• [Exercise prompt]: Search the data for the string "React" and gather each line it is in.
»»
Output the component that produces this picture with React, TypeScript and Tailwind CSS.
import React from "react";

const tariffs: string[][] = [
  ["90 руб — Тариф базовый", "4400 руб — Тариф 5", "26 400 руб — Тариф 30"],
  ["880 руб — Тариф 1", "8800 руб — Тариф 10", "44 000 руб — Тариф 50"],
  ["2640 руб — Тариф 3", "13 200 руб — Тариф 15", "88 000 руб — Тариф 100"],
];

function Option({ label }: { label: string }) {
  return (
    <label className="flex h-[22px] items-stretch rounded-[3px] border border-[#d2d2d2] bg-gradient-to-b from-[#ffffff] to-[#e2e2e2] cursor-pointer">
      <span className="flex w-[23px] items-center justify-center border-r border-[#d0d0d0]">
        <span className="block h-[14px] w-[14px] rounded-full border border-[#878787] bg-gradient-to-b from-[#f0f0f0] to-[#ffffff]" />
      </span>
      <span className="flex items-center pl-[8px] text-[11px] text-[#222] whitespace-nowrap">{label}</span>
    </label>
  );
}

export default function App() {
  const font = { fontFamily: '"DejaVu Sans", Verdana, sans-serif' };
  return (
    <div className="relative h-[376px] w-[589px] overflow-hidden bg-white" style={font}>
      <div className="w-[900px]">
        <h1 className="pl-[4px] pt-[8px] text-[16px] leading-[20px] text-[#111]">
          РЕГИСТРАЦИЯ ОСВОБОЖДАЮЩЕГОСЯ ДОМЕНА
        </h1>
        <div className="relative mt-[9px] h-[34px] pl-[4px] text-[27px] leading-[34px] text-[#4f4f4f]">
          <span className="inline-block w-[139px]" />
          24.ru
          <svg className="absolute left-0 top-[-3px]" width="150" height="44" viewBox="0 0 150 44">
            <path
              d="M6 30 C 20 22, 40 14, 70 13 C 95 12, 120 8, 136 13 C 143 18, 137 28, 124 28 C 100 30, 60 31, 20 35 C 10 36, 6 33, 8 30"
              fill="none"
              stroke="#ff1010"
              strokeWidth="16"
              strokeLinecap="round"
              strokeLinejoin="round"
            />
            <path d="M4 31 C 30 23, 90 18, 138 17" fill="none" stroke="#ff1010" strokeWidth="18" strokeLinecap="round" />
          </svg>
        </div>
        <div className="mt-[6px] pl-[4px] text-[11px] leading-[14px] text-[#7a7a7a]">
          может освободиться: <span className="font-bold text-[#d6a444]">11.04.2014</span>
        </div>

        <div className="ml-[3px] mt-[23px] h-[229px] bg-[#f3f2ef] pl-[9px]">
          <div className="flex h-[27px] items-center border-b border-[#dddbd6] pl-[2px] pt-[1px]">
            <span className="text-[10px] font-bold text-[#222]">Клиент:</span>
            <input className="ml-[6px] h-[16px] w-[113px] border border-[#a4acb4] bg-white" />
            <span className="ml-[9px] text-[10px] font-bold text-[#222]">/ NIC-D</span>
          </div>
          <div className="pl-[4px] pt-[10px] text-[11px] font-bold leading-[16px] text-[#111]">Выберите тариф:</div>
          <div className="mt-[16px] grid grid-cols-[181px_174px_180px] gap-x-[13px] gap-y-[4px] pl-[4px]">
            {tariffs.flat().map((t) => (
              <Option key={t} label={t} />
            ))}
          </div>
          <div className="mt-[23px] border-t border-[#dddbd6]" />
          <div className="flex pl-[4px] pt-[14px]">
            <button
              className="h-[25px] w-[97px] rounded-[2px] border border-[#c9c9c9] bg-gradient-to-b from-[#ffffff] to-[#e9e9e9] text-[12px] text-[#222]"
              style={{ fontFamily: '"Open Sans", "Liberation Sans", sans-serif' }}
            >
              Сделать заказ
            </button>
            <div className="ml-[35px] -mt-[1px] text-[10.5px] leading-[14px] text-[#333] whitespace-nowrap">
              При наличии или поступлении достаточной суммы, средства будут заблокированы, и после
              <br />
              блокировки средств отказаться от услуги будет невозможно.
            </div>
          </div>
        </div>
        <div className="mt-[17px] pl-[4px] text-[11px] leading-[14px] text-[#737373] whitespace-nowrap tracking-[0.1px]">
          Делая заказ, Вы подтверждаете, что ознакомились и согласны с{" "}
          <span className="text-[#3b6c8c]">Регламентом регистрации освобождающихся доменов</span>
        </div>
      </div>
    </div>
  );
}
««
• [Complete response]:
Output the component that produces this picture with React, TypeScript and Tailwind CSS.
import React from "react";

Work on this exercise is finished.